## PROBLEM DETAILS
Only the number is wanted: count the lines that contain "components".

## GIVEN INFORMATION
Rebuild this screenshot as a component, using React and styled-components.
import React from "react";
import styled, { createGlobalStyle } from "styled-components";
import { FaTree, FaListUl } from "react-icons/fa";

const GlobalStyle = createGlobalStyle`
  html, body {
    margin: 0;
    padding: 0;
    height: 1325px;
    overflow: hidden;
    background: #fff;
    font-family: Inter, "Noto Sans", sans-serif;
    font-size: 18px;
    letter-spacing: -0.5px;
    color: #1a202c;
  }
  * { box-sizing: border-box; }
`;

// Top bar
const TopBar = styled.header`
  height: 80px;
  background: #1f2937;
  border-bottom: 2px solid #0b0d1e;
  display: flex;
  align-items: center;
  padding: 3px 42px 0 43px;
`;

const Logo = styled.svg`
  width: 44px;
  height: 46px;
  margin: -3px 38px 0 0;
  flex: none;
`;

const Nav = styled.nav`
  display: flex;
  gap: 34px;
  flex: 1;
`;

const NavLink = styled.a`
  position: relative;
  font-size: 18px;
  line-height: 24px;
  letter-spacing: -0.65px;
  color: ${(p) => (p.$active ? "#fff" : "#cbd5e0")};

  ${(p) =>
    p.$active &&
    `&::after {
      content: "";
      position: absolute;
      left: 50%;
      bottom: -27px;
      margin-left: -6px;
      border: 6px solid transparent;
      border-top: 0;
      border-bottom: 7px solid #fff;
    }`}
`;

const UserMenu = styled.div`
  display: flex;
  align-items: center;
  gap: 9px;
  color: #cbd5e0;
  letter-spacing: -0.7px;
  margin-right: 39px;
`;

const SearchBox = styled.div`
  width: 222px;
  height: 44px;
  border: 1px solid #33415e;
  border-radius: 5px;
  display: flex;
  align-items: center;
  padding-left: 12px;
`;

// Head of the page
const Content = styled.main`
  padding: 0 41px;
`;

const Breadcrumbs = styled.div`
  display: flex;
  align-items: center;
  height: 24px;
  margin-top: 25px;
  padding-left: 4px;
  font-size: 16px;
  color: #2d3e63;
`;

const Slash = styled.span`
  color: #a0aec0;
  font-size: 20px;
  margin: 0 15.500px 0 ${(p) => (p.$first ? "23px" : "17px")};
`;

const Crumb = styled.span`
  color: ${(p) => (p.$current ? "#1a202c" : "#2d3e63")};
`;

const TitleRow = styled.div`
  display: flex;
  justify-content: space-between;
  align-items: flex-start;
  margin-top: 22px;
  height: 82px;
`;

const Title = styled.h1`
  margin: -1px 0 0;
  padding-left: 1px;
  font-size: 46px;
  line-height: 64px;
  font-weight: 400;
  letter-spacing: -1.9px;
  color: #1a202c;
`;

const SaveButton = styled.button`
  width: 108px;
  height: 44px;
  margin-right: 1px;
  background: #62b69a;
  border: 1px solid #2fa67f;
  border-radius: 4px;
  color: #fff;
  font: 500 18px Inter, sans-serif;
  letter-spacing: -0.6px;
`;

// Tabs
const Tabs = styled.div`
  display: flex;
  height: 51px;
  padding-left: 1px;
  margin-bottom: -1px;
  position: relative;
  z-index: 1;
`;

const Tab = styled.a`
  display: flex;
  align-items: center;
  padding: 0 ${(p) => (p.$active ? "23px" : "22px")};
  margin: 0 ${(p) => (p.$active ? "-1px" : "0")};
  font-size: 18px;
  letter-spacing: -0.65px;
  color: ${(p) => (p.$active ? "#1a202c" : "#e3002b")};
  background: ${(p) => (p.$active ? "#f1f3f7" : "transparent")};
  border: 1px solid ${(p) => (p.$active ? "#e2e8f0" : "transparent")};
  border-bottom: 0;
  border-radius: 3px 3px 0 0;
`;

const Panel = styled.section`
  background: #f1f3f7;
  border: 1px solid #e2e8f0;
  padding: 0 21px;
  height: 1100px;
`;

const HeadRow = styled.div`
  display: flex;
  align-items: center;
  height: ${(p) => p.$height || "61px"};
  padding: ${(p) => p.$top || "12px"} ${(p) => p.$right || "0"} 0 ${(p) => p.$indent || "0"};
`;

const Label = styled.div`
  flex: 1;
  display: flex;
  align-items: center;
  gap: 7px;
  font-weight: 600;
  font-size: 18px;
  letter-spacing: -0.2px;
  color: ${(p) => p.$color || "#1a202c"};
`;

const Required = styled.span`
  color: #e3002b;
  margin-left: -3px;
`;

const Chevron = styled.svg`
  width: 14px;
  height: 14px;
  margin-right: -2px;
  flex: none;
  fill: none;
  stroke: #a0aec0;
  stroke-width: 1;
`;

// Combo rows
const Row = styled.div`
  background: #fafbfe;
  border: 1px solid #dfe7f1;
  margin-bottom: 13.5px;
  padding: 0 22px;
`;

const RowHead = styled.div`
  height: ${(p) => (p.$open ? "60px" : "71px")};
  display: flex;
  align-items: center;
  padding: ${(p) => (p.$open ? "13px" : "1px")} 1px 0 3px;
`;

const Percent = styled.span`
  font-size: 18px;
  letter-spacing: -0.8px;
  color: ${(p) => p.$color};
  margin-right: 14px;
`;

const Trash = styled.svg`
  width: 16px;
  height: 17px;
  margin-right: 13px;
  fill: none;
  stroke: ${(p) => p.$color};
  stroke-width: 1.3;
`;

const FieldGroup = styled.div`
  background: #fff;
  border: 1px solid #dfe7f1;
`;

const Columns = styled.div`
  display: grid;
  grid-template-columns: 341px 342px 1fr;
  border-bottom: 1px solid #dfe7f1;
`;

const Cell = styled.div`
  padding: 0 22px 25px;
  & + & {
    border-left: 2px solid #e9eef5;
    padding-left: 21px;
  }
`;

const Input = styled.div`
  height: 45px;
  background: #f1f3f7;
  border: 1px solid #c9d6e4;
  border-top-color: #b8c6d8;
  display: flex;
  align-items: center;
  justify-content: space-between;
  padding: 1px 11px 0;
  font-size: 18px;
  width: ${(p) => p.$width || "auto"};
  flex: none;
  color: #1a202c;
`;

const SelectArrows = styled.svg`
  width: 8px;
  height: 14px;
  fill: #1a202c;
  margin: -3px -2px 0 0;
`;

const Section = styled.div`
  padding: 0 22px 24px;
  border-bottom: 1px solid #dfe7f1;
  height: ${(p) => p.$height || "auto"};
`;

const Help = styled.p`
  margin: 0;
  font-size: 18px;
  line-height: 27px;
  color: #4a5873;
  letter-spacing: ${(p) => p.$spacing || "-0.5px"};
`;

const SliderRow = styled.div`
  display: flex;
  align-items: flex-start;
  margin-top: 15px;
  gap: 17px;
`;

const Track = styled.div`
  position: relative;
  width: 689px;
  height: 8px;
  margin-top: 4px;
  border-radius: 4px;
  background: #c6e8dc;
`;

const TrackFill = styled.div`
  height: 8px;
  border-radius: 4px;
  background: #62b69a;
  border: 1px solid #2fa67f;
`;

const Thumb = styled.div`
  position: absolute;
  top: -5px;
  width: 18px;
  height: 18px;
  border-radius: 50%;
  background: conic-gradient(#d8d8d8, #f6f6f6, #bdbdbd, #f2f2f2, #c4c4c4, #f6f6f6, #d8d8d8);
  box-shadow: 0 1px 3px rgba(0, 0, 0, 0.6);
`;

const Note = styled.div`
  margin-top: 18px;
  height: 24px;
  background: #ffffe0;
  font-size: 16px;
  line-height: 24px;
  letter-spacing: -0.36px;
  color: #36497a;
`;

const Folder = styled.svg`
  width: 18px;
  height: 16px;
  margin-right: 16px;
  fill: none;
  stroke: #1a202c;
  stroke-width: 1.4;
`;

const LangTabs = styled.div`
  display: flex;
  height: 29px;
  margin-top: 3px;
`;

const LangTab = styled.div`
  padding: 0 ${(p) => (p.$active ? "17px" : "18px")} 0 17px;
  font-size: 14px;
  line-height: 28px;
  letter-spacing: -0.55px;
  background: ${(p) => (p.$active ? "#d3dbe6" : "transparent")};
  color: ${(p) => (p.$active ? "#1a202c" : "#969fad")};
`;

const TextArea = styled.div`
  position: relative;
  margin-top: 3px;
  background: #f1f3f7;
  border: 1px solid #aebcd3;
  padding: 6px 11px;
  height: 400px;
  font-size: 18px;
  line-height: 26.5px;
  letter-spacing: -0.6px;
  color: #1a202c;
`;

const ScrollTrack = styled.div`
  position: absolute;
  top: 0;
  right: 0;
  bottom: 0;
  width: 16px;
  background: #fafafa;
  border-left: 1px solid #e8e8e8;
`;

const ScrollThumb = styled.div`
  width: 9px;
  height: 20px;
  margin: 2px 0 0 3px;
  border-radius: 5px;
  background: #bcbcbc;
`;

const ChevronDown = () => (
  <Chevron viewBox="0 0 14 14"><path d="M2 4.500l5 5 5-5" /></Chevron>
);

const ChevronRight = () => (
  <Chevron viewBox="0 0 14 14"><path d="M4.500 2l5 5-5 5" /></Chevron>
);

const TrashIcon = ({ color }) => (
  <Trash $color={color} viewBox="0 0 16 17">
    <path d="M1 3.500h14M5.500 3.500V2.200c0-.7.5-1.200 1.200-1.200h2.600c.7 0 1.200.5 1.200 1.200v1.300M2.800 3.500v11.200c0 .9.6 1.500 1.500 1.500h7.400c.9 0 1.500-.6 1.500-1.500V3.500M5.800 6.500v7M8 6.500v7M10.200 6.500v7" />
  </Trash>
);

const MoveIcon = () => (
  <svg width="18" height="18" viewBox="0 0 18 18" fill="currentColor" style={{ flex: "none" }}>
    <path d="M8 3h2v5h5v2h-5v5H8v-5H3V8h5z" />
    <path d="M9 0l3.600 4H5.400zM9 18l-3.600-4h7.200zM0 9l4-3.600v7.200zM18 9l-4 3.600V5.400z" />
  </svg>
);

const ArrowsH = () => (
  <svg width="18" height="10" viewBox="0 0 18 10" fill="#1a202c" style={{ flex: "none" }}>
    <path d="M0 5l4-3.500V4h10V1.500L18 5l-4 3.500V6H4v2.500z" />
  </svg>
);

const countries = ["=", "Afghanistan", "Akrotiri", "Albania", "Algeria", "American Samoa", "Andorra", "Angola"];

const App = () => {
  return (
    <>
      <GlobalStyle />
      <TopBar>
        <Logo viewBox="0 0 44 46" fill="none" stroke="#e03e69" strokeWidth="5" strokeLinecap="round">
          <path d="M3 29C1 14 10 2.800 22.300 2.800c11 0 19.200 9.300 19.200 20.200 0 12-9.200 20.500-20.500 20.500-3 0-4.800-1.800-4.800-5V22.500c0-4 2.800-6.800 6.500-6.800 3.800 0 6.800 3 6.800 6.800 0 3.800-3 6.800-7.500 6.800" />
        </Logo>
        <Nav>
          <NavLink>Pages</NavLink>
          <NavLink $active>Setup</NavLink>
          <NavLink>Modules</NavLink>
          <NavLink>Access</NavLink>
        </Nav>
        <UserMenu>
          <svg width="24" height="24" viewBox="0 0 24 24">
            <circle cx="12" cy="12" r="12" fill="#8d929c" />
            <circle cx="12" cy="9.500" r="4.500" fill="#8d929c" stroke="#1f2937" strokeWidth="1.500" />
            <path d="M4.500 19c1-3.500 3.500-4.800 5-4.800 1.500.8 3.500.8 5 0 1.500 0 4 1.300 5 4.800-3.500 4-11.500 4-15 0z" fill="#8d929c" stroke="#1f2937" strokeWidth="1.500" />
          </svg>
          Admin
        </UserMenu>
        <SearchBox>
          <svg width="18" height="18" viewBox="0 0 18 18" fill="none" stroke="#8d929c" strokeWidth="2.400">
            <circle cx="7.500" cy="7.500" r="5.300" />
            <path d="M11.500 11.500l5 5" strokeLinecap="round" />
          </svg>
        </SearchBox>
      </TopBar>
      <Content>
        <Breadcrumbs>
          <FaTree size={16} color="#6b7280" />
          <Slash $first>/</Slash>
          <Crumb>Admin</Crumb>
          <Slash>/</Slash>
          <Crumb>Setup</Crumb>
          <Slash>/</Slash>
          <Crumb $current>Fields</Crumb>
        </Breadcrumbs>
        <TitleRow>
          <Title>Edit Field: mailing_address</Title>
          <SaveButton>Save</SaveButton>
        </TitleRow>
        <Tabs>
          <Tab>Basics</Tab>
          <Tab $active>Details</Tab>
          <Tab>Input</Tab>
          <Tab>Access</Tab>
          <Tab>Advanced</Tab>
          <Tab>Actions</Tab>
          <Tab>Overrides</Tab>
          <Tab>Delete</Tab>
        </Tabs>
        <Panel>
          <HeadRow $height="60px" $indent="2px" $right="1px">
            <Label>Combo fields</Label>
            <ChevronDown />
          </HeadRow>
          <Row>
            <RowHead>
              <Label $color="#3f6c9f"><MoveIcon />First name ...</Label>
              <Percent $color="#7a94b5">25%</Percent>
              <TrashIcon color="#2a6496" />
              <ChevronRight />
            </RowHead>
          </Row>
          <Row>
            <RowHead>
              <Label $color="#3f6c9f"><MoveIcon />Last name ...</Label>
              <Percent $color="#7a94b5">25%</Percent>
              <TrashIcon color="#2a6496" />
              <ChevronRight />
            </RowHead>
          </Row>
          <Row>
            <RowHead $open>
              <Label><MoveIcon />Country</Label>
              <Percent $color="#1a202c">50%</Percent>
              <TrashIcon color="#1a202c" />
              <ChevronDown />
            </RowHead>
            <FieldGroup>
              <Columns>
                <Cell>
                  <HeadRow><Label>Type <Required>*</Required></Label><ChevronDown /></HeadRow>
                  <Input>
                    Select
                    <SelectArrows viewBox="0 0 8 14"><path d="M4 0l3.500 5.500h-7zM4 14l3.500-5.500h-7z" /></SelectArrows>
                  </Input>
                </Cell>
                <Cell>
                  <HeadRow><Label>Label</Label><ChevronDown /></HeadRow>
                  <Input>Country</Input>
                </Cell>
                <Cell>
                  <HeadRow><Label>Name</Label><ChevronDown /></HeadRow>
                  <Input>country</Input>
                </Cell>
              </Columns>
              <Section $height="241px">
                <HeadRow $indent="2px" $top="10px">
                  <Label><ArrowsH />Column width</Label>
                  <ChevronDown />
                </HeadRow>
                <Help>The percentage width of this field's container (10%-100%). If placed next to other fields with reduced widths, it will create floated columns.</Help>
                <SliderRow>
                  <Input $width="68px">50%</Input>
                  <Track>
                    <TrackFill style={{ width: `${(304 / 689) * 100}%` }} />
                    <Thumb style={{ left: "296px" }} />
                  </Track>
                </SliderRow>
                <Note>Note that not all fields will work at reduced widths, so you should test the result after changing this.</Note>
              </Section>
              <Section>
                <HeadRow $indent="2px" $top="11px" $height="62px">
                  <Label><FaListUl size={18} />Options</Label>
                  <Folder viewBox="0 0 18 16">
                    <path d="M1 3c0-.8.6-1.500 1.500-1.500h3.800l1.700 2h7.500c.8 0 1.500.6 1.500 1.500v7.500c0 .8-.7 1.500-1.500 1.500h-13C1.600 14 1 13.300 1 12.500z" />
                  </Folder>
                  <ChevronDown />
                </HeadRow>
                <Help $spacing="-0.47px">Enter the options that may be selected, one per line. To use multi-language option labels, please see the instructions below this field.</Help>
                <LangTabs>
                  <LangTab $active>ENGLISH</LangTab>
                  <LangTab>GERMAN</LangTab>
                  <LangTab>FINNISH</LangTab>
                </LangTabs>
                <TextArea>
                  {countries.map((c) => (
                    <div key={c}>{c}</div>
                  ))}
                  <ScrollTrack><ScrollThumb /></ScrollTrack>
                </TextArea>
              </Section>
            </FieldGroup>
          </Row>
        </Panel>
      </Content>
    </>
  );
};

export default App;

## REPLY
2